What the task requires - Count the lines containing "this" in the entries underneath, and state that count without anything else.
--- Begin ---
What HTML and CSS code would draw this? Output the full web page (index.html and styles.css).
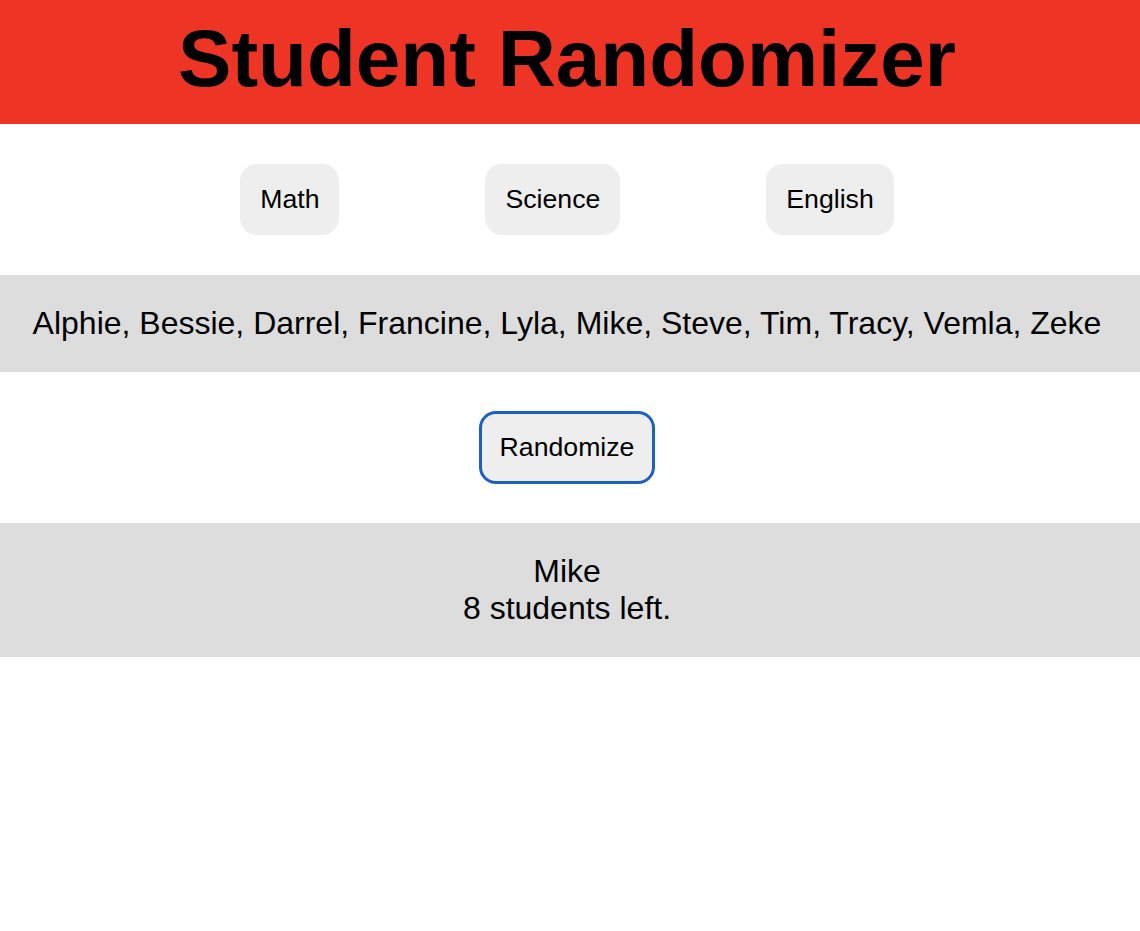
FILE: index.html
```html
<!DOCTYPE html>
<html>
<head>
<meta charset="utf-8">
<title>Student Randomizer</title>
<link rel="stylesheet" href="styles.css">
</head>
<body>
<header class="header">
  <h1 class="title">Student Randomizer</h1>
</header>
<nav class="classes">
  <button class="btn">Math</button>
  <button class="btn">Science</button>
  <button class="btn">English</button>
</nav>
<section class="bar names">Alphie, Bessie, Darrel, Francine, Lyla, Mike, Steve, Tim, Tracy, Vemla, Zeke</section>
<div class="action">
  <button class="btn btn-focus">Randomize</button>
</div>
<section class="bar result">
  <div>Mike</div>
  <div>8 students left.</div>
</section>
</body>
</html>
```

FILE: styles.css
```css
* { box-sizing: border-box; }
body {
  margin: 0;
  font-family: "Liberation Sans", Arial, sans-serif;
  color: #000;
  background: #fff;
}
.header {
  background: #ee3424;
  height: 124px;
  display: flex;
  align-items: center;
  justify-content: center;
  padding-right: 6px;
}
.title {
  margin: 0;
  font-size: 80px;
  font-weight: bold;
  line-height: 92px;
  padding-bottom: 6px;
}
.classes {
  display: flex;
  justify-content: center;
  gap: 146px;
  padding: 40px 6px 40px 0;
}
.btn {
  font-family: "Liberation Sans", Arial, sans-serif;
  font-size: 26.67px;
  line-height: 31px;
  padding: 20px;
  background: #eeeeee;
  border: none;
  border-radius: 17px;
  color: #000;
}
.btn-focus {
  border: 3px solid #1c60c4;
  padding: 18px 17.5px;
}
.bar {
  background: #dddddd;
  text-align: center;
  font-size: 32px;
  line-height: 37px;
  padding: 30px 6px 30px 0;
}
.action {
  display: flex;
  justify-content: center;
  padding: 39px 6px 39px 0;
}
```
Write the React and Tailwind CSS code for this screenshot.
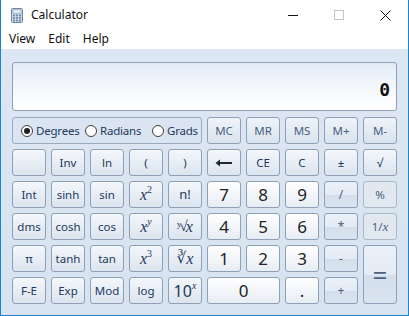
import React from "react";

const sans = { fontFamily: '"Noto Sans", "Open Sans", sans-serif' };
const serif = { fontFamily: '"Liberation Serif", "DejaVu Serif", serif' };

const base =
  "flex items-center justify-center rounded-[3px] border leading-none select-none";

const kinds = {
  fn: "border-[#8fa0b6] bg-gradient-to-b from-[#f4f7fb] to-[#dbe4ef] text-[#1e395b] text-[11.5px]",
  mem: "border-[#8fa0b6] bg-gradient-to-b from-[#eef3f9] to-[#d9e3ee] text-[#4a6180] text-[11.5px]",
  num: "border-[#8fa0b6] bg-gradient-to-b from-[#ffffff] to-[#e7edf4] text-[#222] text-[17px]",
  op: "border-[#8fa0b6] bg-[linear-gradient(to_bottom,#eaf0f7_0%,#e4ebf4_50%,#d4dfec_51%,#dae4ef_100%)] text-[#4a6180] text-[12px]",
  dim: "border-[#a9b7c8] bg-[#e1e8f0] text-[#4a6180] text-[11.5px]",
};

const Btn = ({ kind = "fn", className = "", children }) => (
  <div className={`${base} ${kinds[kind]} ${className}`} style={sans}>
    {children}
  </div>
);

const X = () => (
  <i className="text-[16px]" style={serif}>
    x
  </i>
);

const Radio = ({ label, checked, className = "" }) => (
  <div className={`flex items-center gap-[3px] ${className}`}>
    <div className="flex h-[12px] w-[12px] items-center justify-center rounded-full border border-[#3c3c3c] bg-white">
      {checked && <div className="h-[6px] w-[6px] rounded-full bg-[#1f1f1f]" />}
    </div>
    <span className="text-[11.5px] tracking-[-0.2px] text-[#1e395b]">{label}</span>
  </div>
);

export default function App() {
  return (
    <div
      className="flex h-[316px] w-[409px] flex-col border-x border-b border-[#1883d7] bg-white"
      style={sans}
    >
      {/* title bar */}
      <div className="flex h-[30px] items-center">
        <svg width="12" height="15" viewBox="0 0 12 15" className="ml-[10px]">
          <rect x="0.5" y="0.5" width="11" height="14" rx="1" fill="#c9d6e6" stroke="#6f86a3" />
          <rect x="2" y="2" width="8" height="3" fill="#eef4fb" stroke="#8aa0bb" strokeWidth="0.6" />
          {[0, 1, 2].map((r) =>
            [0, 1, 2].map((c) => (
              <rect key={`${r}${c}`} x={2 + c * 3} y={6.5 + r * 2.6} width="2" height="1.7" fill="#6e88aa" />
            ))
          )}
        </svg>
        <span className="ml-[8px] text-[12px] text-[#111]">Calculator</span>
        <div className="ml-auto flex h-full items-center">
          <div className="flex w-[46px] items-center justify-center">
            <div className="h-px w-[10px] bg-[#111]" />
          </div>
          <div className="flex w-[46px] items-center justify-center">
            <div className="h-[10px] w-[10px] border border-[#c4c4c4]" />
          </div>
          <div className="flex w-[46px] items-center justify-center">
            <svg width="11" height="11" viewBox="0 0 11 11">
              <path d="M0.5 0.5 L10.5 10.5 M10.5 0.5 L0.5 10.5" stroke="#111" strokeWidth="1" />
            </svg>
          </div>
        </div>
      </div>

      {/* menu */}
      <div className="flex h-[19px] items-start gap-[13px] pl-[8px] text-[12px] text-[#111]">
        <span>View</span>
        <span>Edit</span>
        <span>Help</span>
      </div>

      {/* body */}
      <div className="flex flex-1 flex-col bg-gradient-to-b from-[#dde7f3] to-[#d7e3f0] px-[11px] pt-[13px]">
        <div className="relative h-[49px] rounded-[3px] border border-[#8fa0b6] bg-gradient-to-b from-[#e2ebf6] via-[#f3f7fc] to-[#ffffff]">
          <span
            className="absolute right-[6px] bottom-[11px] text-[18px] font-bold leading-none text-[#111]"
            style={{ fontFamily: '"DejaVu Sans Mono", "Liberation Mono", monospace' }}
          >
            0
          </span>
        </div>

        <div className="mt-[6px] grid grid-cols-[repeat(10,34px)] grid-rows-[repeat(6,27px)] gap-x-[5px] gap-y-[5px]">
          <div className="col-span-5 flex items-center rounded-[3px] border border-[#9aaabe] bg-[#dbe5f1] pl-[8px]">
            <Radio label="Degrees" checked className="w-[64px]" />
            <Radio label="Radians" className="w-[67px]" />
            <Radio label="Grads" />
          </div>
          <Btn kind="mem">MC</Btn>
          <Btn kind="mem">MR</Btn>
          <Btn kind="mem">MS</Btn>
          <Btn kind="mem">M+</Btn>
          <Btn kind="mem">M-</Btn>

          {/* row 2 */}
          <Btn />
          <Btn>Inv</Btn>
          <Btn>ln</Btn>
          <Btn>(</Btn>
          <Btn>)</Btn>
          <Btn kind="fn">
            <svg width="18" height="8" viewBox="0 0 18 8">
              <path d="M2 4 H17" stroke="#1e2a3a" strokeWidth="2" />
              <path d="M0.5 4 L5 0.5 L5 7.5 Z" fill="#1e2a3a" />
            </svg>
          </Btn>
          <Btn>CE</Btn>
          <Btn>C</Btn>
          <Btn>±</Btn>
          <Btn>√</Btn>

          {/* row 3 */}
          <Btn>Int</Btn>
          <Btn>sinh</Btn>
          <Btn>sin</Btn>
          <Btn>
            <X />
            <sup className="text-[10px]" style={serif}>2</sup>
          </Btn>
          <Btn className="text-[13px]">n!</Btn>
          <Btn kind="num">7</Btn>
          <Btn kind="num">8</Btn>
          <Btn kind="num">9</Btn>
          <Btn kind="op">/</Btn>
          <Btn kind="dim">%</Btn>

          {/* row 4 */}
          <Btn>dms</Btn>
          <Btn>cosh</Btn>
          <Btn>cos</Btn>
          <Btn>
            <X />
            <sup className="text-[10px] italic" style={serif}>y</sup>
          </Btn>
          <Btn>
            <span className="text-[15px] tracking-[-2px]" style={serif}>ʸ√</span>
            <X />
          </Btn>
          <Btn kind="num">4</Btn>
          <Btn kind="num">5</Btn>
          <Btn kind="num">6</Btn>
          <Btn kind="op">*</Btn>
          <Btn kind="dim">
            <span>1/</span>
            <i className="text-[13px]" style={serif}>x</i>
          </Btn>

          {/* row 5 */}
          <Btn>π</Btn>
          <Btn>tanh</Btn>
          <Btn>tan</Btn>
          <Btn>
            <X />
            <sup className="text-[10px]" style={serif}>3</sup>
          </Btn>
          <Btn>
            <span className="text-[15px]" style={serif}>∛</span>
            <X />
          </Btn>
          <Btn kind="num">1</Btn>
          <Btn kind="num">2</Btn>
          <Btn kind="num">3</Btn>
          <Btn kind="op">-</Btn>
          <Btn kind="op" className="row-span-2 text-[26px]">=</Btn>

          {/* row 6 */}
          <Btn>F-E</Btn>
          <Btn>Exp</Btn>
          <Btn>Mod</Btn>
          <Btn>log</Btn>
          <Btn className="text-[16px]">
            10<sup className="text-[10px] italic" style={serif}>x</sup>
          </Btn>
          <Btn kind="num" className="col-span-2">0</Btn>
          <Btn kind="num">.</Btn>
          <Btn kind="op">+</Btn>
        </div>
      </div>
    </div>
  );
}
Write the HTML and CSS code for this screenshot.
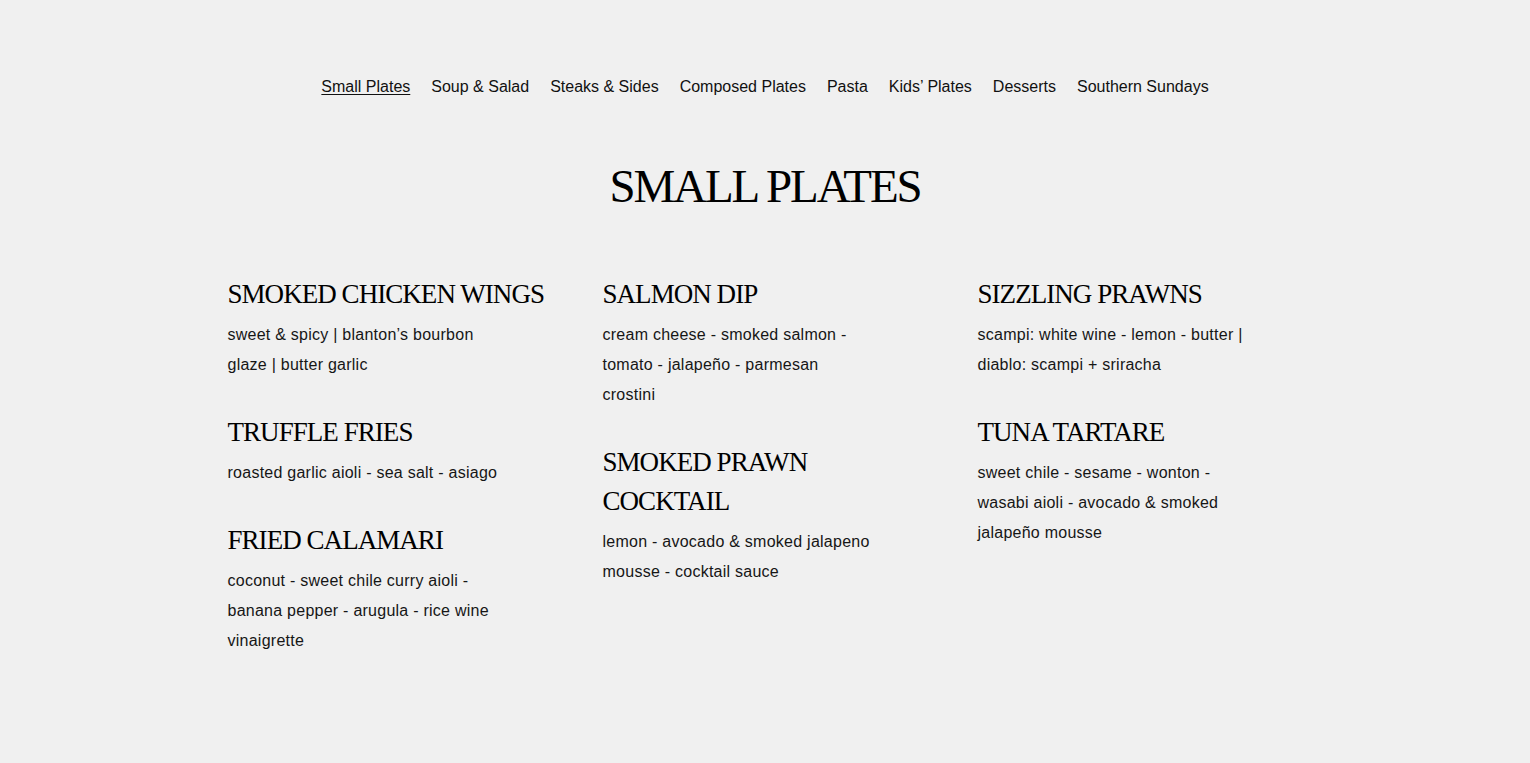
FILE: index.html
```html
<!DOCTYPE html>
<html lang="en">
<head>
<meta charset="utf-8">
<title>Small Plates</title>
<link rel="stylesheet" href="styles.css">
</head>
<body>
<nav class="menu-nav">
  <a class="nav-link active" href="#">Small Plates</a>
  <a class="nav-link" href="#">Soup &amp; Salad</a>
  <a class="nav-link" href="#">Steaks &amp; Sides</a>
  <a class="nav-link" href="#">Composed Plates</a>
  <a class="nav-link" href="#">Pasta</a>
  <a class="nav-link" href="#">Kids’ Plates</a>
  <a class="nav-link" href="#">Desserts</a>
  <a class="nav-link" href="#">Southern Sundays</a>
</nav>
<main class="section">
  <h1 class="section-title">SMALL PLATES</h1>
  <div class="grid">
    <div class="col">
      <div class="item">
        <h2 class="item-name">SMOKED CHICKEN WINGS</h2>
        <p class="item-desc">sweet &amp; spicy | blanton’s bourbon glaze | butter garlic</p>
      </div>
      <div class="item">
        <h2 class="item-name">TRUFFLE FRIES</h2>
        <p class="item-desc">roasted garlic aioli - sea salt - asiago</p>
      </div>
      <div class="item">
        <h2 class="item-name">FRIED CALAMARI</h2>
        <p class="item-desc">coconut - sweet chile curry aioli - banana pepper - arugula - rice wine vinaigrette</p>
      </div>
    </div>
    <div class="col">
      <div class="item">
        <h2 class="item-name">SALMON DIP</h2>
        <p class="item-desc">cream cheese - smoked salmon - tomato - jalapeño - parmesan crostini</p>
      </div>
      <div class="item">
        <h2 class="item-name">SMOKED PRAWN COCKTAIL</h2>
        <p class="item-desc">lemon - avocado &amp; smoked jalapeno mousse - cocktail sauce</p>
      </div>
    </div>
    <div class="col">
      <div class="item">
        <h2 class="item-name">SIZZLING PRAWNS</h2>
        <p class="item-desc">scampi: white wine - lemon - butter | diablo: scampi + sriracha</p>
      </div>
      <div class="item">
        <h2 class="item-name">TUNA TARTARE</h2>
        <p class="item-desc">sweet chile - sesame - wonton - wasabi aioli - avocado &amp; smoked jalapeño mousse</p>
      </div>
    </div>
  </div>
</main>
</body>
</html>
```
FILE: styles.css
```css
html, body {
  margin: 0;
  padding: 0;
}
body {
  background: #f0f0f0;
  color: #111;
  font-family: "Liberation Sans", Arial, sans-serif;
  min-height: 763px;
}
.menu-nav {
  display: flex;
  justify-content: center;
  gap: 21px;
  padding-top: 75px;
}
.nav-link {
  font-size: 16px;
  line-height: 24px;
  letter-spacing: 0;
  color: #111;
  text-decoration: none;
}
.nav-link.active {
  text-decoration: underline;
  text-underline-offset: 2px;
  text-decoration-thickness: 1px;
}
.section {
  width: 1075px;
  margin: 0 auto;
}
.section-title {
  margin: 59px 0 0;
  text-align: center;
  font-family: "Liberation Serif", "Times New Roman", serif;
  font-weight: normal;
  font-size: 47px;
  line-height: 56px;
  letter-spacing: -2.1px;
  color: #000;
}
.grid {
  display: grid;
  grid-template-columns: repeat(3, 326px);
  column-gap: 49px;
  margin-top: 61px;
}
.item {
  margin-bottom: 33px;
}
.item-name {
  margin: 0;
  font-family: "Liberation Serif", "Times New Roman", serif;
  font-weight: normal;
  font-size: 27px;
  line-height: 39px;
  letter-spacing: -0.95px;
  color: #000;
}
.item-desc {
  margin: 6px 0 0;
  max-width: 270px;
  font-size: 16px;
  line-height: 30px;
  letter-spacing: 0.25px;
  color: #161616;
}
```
--- End ---
Output of the exercise - 3